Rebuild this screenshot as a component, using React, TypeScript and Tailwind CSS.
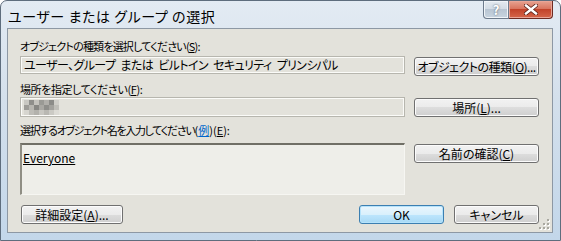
import React from 'react';

const jp = "font-['Noto_Sans_CJK_JP','Noto_Sans',sans-serif] [font-feature-settings:'palt']";

function Key({ k }: { k: string }) {
  return <span className="underline underline-offset-1">{k}</span>;
}

function VistaButton({
  children,
  width,
  primary = false,
}: {
  children: React.ReactNode;
  width: string;
  primary?: boolean;
}) {
  return (
    <button
      type="button"
      className={
        primary
          ? `${width} h-[19px] shrink-0 whitespace-nowrap rounded-[3px] border border-[#3c7fb1] bg-[linear-gradient(to_bottom,#eaf6fd_0%,#d9f0fc_50%,#bee6fd_50%,#a7d9f5_100%)] shadow-[inset_0_0_0_1px_#b6e3fb] text-[12px] leading-[17px] text-black`
          : `${width} h-[19px] shrink-0 whitespace-nowrap rounded-[3px] border border-[#707070] bg-[linear-gradient(to_bottom,#f2f2f2_0%,#ebebeb_50%,#dddddd_50%,#cfcfcf_100%)] shadow-[inset_0_0_0_1px_#fcfcfc] text-[12px] leading-[17px] text-black`
      }
    >
      {children}
    </button>
  );
}

const mosaic = [
  ['#c9c8c2', '#8f8f8b', '#c4c3bd', '#9a9a95', '#b0afaa', '#8c8c88', '#d0cfc9'],
  ['#9d9c97', '#b7b6b0', '#878783', '#a9a8a3', '#8e8e8a', '#a3a29d', '#c0bfb9'],
  ['#d6d5cf', '#bebdb7', '#b3b2ac', '#c8c7c1', '#b9b8b2', '#cbcac4', '#dcdbd5'],
];

export default function App() {
  return (
    <div className={`${jp} w-[561px] h-[241px] flex flex-col rounded-t-[7px] border border-[#5e6d7d] bg-[linear-gradient(to_bottom,#e3ebf3_0%,#d4e0ec_40%,#c3d7ea_100%)] overflow-hidden`}>
      {/* Title bar */}
      <div className="h-[27px] flex items-start shrink-0">
        <div className="pl-[7px] pt-[6px] text-[14px] leading-[18px] tracking-[0.6px] text-black">
          ユーザー または グループ の選択
        </div>
        <div className="ml-auto mr-[7px] flex">
          <div className="w-[26px] h-[18px] rounded-bl-[4px] border border-t-0 border-[#6d7b8c] bg-[linear-gradient(to_bottom,#e4eaf0_0%,#d2dbe4_50%,#b9c6d3_50%,#c8d4e0_100%)] shadow-[inset_0_0_0_1px_#f0f4f8] flex items-center justify-center">
            <span className="text-[13px] leading-none font-bold text-white [text-shadow:0_0_2px_#44505c]">?</span>
          </div>
          <div className="w-[44px] h-[18px] rounded-br-[4px] border border-l-0 border-t-0 border-[#6e2b22] bg-[linear-gradient(to_bottom,#e7a391_0%,#d7705a_50%,#c2432a_50%,#d5664a_100%)] shadow-[inset_0_0_0_1px_#e9a597] flex items-center justify-center">
            <svg width="14" height="11" viewBox="0 0 14 11">
              <path d="M2 1.5 L12 9.5 M12 1.5 L2 9.5" stroke="#5a2018" strokeWidth="4" strokeLinecap="square" />
              <path d="M2 1.5 L12 9.5 M12 1.5 L2 9.5" stroke="#ffffff" strokeWidth="2.4" strokeLinecap="square" />
            </svg>
          </div>
        </div>
      </div>

      {/* Client area */}
      <div className="ml-[6px] w-[546px] h-[205px] shrink-0 border border-[#8d98a4] bg-[#e3e2db] pt-[10px] pl-[12px] pr-[13px] text-[12px] text-black relative">
        <div className="h-[14px] leading-[14px] text-[11px] tracking-[-0.8px] whitespace-nowrap">
          オブジェクトの種類を選択してください(<Key k="S" />):
        </div>
        <div className="mt-[3px] flex items-start">
          <div className="w-[385px] h-[18px] border border-[#b7b6ae] shadow-[inset_0_0_0_1px_#fbfbf8] px-[3px] leading-[16px] tracking-[-0.6px] [word-spacing:3px] whitespace-nowrap overflow-hidden">
            ユーザー、グループ または ビルトイン セキュリティ プリンシパル
          </div>
          <div className="ml-[9px] mt-[1px]">
            <VistaButton width="w-[125px] tracking-[-0.5px]">
              オブジェクトの種類(<Key k="O" />)...
            </VistaButton>
          </div>
        </div>

        <div className="mt-[6px] h-[14px] leading-[14px] text-[11px] tracking-[-0.4px] whitespace-nowrap">
          場所を指定してください(<Key k="F" />):
        </div>
        <div className="mt-[1px] flex items-start">
          <div className="w-[385px] h-[20px] border border-[#b7b6ae] shadow-[inset_0_0_0_1px_#fbfbf8] pl-[3px] pt-[2px]">
            <div className="flex flex-col">
              {mosaic.map((row, i) => (
                <div key={i} className="flex">
                  {row.map((c, j) => (
                    <div key={j} className="w-[5px] h-[5px]" style={{ backgroundColor: c }} />
                  ))}
                </div>
              ))}
            </div>
          </div>
          <div className="ml-[9px] mt-[1px]">
            <VistaButton width="w-[125px]">
              場所(<Key k="L" />)...
            </VistaButton>
          </div>
        </div>

        <div className="mt-[6px] h-[14px] leading-[14px] text-[11px] whitespace-nowrap">
          <span className="tracking-[-1.3px]">選択するオブジェクト名を入力してください</span>
          <span className="tracking-[0px]">
            (<span className="text-[#0066cc] underline underline-offset-1">例</span>)(<Key k="E" />):
          </span>
        </div>
        <div className="mt-[6px] flex items-start">
          <div className="w-[385px] h-[52px] border-t-2 border-l-2 border-r border-b border-t-[#706f66] border-l-[#8f8e84] border-r-[#f6f6f2] border-b-[#f6f6f2] bg-[#eeeee9] pl-[1px] pt-[6px] leading-[14px]">
            <span className="underline underline-offset-1">Everyone</span>
          </div>
          <div className="ml-[9px] mt-[1px]">
            <VistaButton width="w-[125px]">
              名前の確認(<Key k="C" />)
            </VistaButton>
          </div>
        </div>

        <div className="mt-[10px] flex items-start">
          <div className="ml-[1px]">
            <VistaButton width="w-[102px]">
              詳細設定(<Key k="A" />)...
            </VistaButton>
          </div>
          <div className="ml-auto">
            <VistaButton width="w-[85px]" primary>
              OK
            </VistaButton>
          </div>
          <div className="ml-[10px]">
            <VistaButton width="w-[85px]">キャンセル</VistaButton>
          </div>
        </div>

        {/* Size grip */}
        <svg className="absolute right-[2px] bottom-[2px]" width="11" height="11" viewBox="0 0 11 11">
          {[
            [8, 0], [8, 4], [4, 4], [8, 8], [4, 8], [0, 8],
          ].map(([x, y], i) => (
            <g key={i}>
              <rect x={x + 1} y={y + 1} width="2" height="2" fill="#ffffff" />
              <rect x={x} y={y} width="2" height="2" fill="#a9a8a0" />
            </g>
          ))}
        </svg>
      </div>
    </div>
  );
}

========================================

## WORK REQUIRED
Count how many lines in the data contain the word "React", giving the number without comment.

## FINISHED TASK
3